For an individual that has a few acres of land, growing a commodity is a good way to build up their assets until they are needed. With a small pasture you can buy a bull calf from a dairy for as little as $35 and raise it on pasture until it is full grown. That full grown steer will now be worth $800 or more dollars if sold on the hoof. For a small investment in money and time, you will have increased your net assets by a huge amount. It is not that much more difficult to care for 5 calves than one which allows you to leverage your resources and compound your gains.

If you are someone that likes to grow things, you could start with a handful of heritage grain seeds and compound that small holding into a whole field of grain in a few years. If you have limited room for growing grains you may be able to grow just a few heritage seeds that thrive in your area and break the harvest into small packets of seeds to sell. Doing so can yield hundreds of dollars per bushel in some cases.

By growing your own seed and increasing the plantings, you will ultimately increase your net worth just as if you were earning interest in a bank only you will have complete control over the asset. For someone that uses sustainable growing techniques and maintains their own seed stocks and breeder stocks, which is the way our great grandparents accumulated wealth, it will be one of the few ways to accumulate wealth in the future outside of the manipulated systems we now have. A good woodlot with some selected woods can produce an impressive amount of wealth when sold. For someone with the ability to mill their own wood, they can get the maximum amount of wealth from their woodlot.

When you grow your assets in a financial institution, you are at the mercy of a host of unscrupulous persons that work for the house. The house will always win by eating away at your assets through taxes, fees, devaluation and outright theft as we have seen recently. When you literally grow your assets in the back yard, you are at the mercy of nature and the free market and they are much more forgiving than bankers and politicians. By doing so you carry no counterparty risk and give yourself every opportunity to prosper.

In the end you must decide what is more secure, a bunch of digits in a computer or a herd of cattle in the pasture. In the future those digits may be in limited supply and hard to come by if you do not work for the house so another more equitable way to accumulate wealth must be used by the population. By producing farm commodities that will always be in demand and storing some of that production in livestock, seeds or other elements like gold and silver, you can accumulate and preserve the wealth you need for the future.

Advertisements

Posted on October 27, 2013, in Preparedness and tagged , . Bookmark the permalink. 2 Comments.

  1. “By producing farm commodities that will always be in demand and storing some of that production in livestock, seeds or other elements like gold and silver, you can accumulate and preserve the wealth you need for the future.”

    Exactly !

    And something you only touched lightly on, but is quite critical in the accumulation of TRUE wealth:

    “The house will always win by eating away at your assets through taxes, fees, devaluation and outright theft as we have seen recently. ”

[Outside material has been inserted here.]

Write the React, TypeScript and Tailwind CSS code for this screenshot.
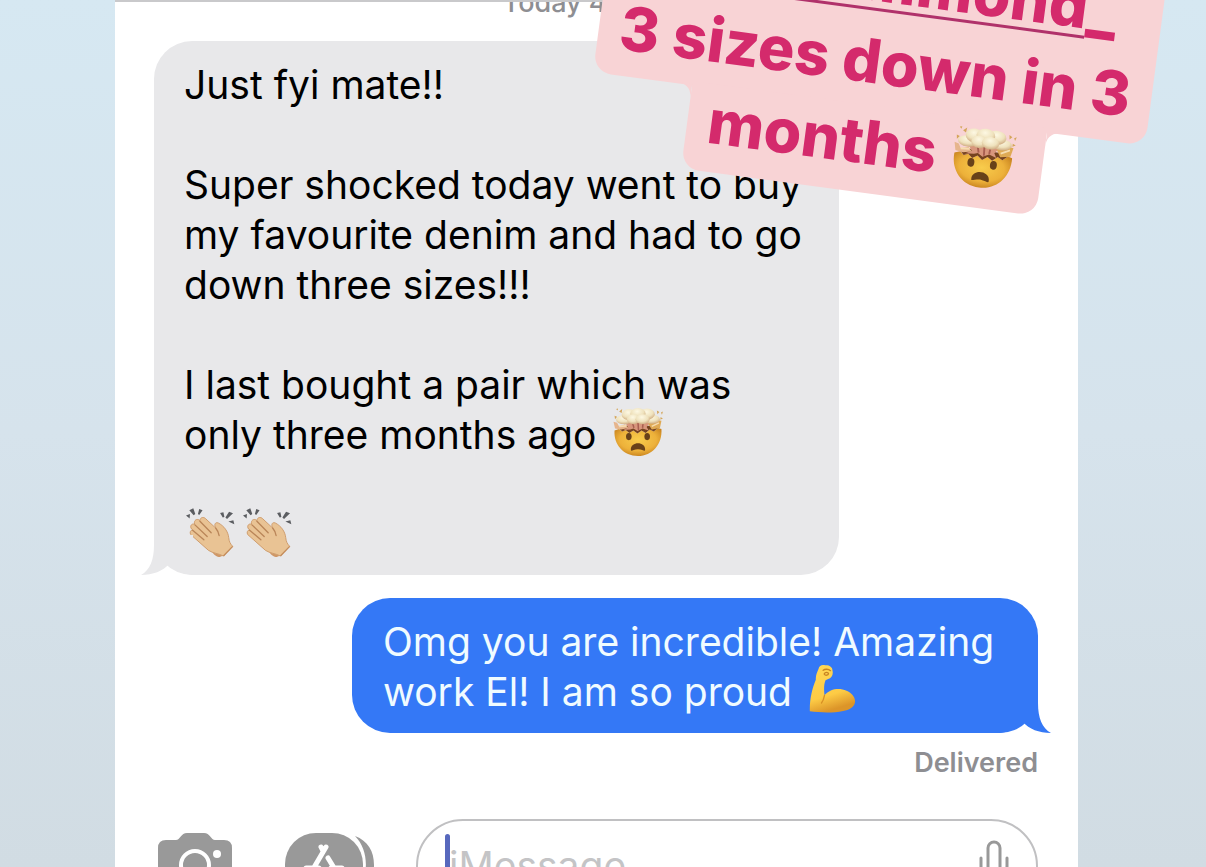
import type { ReactNode } from 'react';

function MindBlown({ className }: { className: string }) {
  return (
    <svg viewBox="0 0 100 100" className={className} role="img" aria-label="Exploding head">
      <defs>
        <radialGradient id="face" cx="50%" cy="42%" r="60%">
          <stop offset="0" stopColor="#f8cc4c" />
          <stop offset="0.65" stopColor="#edb13a" />
          <stop offset="1" stopColor="#c98420" />
        </radialGradient>
        <radialGradient id="puff" cx="45%" cy="30%" r="70%">
          <stop offset="0" stopColor="#fdf8e3" />
          <stop offset="0.6" stopColor="#efe2bd" />
          <stop offset="1" stopColor="#cfac82" />
        </radialGradient>
      </defs>
      <path d="M3 46 L12 43 L18 48 L25 45 L32 51 L40 46 L48 52 L56 46 L64 51 L72 44 L80 48 L88 41 L95 43 C97 73 77 96 49 96 C21 96 1 74 3 46Z" fill="url(#face)" />
      <path d="M12 42 L18 48 L25 45 L32 51 L40 46 L48 52 L56 46 L64 51 L72 44 L80 48 L88 41 L76 37 L24 37Z" fill="#76431f" />
      <path d="M22 28 L30 40 L20 45 L34 44 L40 42 L48 47 L58 42 L70 46 L66 39 L76 27Z" fill="#d8967c" />
      <path d="M38 30 L41 41 M49 30 L50 45 M59 30 L58 41" stroke="#a85e50" strokeWidth="3" />
      <path d="M1 29 L8 31 L12 38 L24 34 L30 41 L16 44 L4 42Z" fill="#e6b58c" />
      <path d="M69 33 L82 25 L95 27 L92 41 L76 44Z" fill="#dfaa55" />
      <path d="M12 38 L26 37 M76 38 L90 31" stroke="#f6dcb0" strokeWidth="3" />
      <g fill="url(#puff)">
        <ellipse cx="22" cy="25" rx="16" ry="9" />
        <ellipse cx="76" cy="24" rx="16" ry="9" />
        <ellipse cx="31" cy="15" rx="14" ry="11" />
        <ellipse cx="67" cy="14" rx="15" ry="11" />
        <ellipse cx="49" cy="13" rx="15" ry="11" />
        <ellipse cx="40" cy="24" rx="13" ry="10" />
        <ellipse cx="58" cy="24" rx="14" ry="10" />
      </g>
      <path d="M12 9 L18 4 L17 12Z M6 4 L10 3 L9 7Z M86 7 L91 10 L87 14Z M94 11 L98 9 L96 15Z M3 17 L8 19 L4 24Z M93 20 L98 22 L93 25Z" fill="#d4a65a" />
      <ellipse cx="31" cy="58" rx="5.5" ry="7" fill="#684119" />
      <ellipse cx="67" cy="58" rx="5.5" ry="7" fill="#684119" />
      <path d="M35 84 C34 67 64 67 63 84 C63 88 59 84 49 83 C39 84 35 88 35 84Z" fill="#684119" />
    </svg>
  );
}

function Clap() {
  return (
    <svg viewBox="0 0 148 152" className="h-[51px] w-[49px]" role="img" aria-label="Clapping hands">
      <path d="M76 130 C84 144 94 150 102 150 L116 144 L100 124Z" fill="#cf9766" />
      <path
        d="M14 82 C11 76 13 69 20 68 C10 62 14 47 26 51 C22 39 34 32 42 40 C43 29 54 28 60 35 L90 63 C84 52 88 44 97 47 C115 56 127 73 129 91 C130 104 134 110 141 118 L113 147 C98 139 82 139 68 130Z"
        fill="#e9c394"
        stroke="#cf9d6e"
        strokeWidth="3"
        strokeLinejoin="round"
      />
      <path d="M42 42 L76 77 M27 53 L64 88 M20 69 L54 98 M90 63 C96 70 99 77 100 85" stroke="#b98558" strokeWidth="4" strokeLinecap="round" fill="none" />
      <path d="M113 147 L141 118" stroke="#c58d5c" strokeWidth="4" />
      <path d="M0 25 L12 20 L11 34Z M10 9 L22 3 L28 20 L23 24Z M40 5 L50 9 L40 23 L36 20Z M103 17 L113 15 L116 29 L111 31Z M130 13 L142 18 L124 35 L119 31Z M128 43 L143 39 L146 51Z" fill="#5b5d61" />
    </svg>
  );
}

function Muscle() {
  return (
    <svg viewBox="0 0 140 150" className="mb-1.5 h-[50px] w-[47px]" role="img" aria-label="Flexed biceps">
      <defs>
        <linearGradient id="arm" x1="0" y1="0" x2="0.3" y2="1">
          <stop offset="0" stopColor="#ffd857" />
          <stop offset="0.7" stopColor="#fdcb45" />
          <stop offset="1" stopColor="#dc9529" />
        </linearGradient>
      </defs>
      <path d="M28 15 C30 5 38 1 48 4 C60 3 70 9 70 20 C73 32 67 42 57 45 L49 49 C44 62 44 76 46 94 C63 73 91 71 112 80 C128 86 141 103 137 117 C133 131 120 138 102 141 C70 148 32 146 2 142 C1 106 9 73 20 47 C19 35 24 25 28 15Z" fill="url(#arm)" />
      <path d="M46 94 C44 104 41 112 37 117" stroke="#d99025" strokeWidth="4" fill="none" strokeLinecap="round" />
      <path d="M42 19 C48 14 58 15 64 20 M45 30 C48 23 57 24 58 29 C57 34 49 36 45 30" stroke="#c88422" strokeWidth="4" fill="none" strokeLinecap="round" />
    </svg>
  );
}

function Tail({ className }: { className: string }) {
  return (
    <svg viewBox="0 0 52 40" className={className} aria-hidden="true">
      <path d="M13 0 V10 C13 25 9 35 0 40 C12 40 22 36 28 29 C34 35 42 39 52 40 V0Z" fill="currentColor" />
    </svg>
  );
}

function Fillet({ className }: { className: string }) {
  return (
    <svg viewBox="0 0 16 16" className={className} aria-hidden="true">
      <path d="M0 0 H16 V16 C16 5 11 0 0 0Z" fill="#f8d3d5" />
    </svg>
  );
}

function Line({ children }: { children?: ReactNode }) {
  return <p className="flex h-[50px] items-center whitespace-nowrap">{children}</p>;
}

function Sticker() {
  return (
    <aside className="absolute -top-[98px] left-[593px] flex w-[557px] origin-[0_170px] rotate-[7.6deg] flex-col items-center text-[61px] font-extrabold text-[#d42a6c]">
      <div className="flex h-[170px] w-full flex-col justify-end rounded-[18px] bg-[#f8d3d5] pb-[7px] text-center leading-[82px] whitespace-nowrap">
        <a href="#profile">
          <span className="underline decoration-[#b0316a] decoration-[3px] underline-offset-[7px]">@ellhammond</span>
          <span className="font-black">_</span>
        </a>
        <p>3 sizes down in 3</p>
      </div>
      <div className="relative -mt-1 flex h-[88px] w-[358px] items-center justify-center gap-4 rounded-b-[18px] bg-[#f8d3d5] pt-1 pr-1.5 pb-4 whitespace-nowrap">
        <Fillet className="absolute top-[3px] -left-4 size-4" />
        <Fillet className="absolute top-[3px] -right-4 size-4 -scale-x-100" />
        <span>months</span>
        <MindBlown className="size-[63px]" />
      </div>
    </aside>
  );
}

export default function App() {
  return (
    <div className="relative h-screen overflow-hidden bg-linear-to-b from-[#d6e8f2] via-[#d6e3ec] to-[#d1dce3] pr-[128px] pl-[115px] font-['Inter',sans-serif]">
      <main className="flex h-full flex-col bg-white pr-10 pl-[39px]">
        <header className="-mr-10 -ml-[39px] h-[41px] shrink-0 overflow-hidden border-t-2 border-[#c9c9cb]">
          <p className="-mt-[15px] text-center text-[27px] leading-8 font-medium text-[#8e8e92]">Today 4:12 pm</p>
        </header>

        <section className="relative w-[685px] shrink-0 rounded-[38px] bg-[#e8e8ea] pt-[19px] pb-[15px] pl-[30px] text-[39px] text-black">
          <Tail className="absolute bottom-0 -left-[13px] h-10 w-[52px] text-[#e8e8ea]" />
          <Line>Just fyi mate!!</Line>
          <Line />
          <Line>Super shocked today went to buy</Line>
          <Line>my favourite denim and had to go</Line>
          <Line>down three sizes!!!</Line>
          <Line />
          <Line>I last bought a pair which was</Line>
          <Line>
            <span className="mr-[17px]">only three months ago</span>
            <MindBlown className="mb-1.5 size-[51px]" />
          </Line>
          <Line />
          <div className="flex h-[50px] items-center gap-2 pb-1.5 pl-0.5">
            <Clap />
            <Clap />
          </div>
        </section>

        <section className="relative mt-[23px] w-[686px] shrink-0 self-end rounded-[38px] bg-[#3478f6] pt-[19px] pb-4 pl-[31px] text-[39px] text-[#f0fbff]">
          <Tail className="absolute -right-[13px] bottom-0 h-10 w-[52px] -scale-x-100 text-[#3478f6]" />
          <Line>Omg you are incredible! Amazing</Line>
          <Line>
            <span className="mr-[17px]">work El! I am so proud</span>
            <Muscle />
          </Line>
        </section>
        <p className="mt-3 shrink-0 self-end text-[27px] leading-9 font-semibold text-[#8e8e92]">Delivered</p>

        <footer className="mt-[38px] flex shrink-0 items-start">
          <button type="button" aria-label="Camera" className="mt-[14px] ml-1 shrink-0">
            <svg viewBox="0 0 74 60" className="h-[60px] w-[74px]">
              <path d="M8 7 H18 C22 7 23 0 29 0 H46 C52 0 53 7 57 7 H66 Q74 7 74 15 V52 Q74 60 66 60 H8 Q0 60 0 52 V15 Q0 7 8 7Z" fill="#999" />
              <circle cx="37" cy="32" r="14" fill="none" stroke="#fff" strokeWidth="4" />
              <circle cx="59" cy="21" r="4" fill="#fff" />
            </svg>
          </button>
          <button type="button" aria-label="Apps" className="mt-[14px] ml-[53px] shrink-0">
            <svg viewBox="0 0 89 64" className="h-16 w-[89px]">
              <path d="M70 3 C83 8 89 18 89 32 C89 46 83 56 70 61 C84 46 85 18 70 3Z" fill="#999" />
              <rect width="78" height="64" rx="31" fill="#999" />
              <g stroke="#fff" strokeWidth="5" strokeLinecap="round">
                <path d="M41 14 L24 43 M36 14 L38 18 M43 25 L54 43 M21 35 H34 M46 35 H57" />
              </g>
            </svg>
          </button>
          <div className="relative ml-[42px] flex h-[94px] min-w-0 flex-1 items-center rounded-[47px] border-2 border-[#c0c0c2] pr-[27px] pl-[31px]">
            <span className="absolute top-[13px] left-[27px] h-16 w-[5px] rounded-full bg-[#5768bd]" />
            <input
              aria-label="iMessage"
              placeholder="iMessage"
              className="h-12 w-full min-w-0 flex-1 bg-transparent text-[39px] outline-none placeholder:text-[#c4c4c6]"
            />
            <button type="button" aria-label="Dictate" className="shrink-0">
              <svg viewBox="0 0 30 52" className="h-[52px] w-[30px]" fill="none" stroke="#999" strokeWidth="3" strokeLinecap="round">
                <rect x="9" y="2" width="12" height="31" rx="6" />
                <path d="M2 18 V26 C2 44 28 44 28 26 V18 M15 40 V49 M8 49 H22" />
              </svg>
            </button>
          </div>
        </footer>
      </main>
      <Sticker />
    </div>
  );
}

    TAXES: When you grow or produce your own whatever, you legally avoid many taxes. THAT is such a critical point it bears almost an entire article by itself, as it is a point most folks miss.

    Example 1: Say you grow a small plot of tomatoes….maybe 15-20 plants. And off of that, you harvest all the needs for your family of tomato products…fresh eating, canned into sauce, paste, bases for chili, spaghetti sauce, ketchup, etc. Say to buy those same products in the store cost $200 for the year (figure literally snatched out of the air).

    Was $200 the true cost ? No.

    You had to go earn $200 PLUS income tax PLUS social security tax PLUS sales tax (plus a host of other taxes hidden in the cost of the product before it hit the store shelf)…..that by producing the product yourself, you did NOT pay.

    That $200 net could easily be 50-100% more you had to earn to net the 200 to buy the product (which is priced to reflect many hidden taxes along the product line, and without which, might only cost 100 !)

    So the TRUE increase in your net wealth is far greater than the simple avoided cost. But is something you have to sit and think about a while to grasp.

    Example 2: Say you did buy a cheap, rough piece of mountain land ( as we did ), but it had acres and acres of timber on it. How do you convert that timber ( which is better than money in the bank, let me tell ya ! ) to a usable form of wealth ? Small sawmill. Every building on our place has been built with lumber from our place, and additionally, I built 3 rental properties for under $40/sqft when the going rate was twice that.

    If I go to town and buy a 2×4 ( of usually inferior quality, and containing less actual wood, being 1 1/2 x 3 1/2 ), and pay, say $2.50 for it, by sawing it myself from my own timber, I have “made” about $2 ( figure 50 cents for the cost of production )…..and recall the tax issue…..I’ve made 2 bucks PLUS the taxes I didn’t have to earn and pay out ( easily another buck ), so really I earned….AND RETAINED…..$3.

    And that is JUST on the raw lumber. Turn it into a product, like a barn or rental house, or kitchen cabinet, or nice oak trim, or whatever, and you multiply the retained wealth by a huge factor.

    These are but two examples. I could cite dozens more, including produce your own energy (solar), heat your home with local wood, drill a well to produce your own water, so on and so on. The more you can produce on your own, the less income you need to earn to buy things on the open market. If we had a few hundred million people doing more for themselves, and less for the govt and the bankers, we could “starve the beast” into submission. And even if that is never reached, you can certainly improve your own lot in life !

    • Right you are Andy. That’s exactly how I look at it. When I make something myself, buy it cheap or get it free, I look at it as a net gain for the actual money I didn’t have to earn to buy it. It’s like I wrote in one of my books, if you produce most of your needs yourself you can actually live very well on $10k a year and equal someone making over $40k a year because of the real money you save. The sooner people realize that the sooner we can stabilize things and start producing again.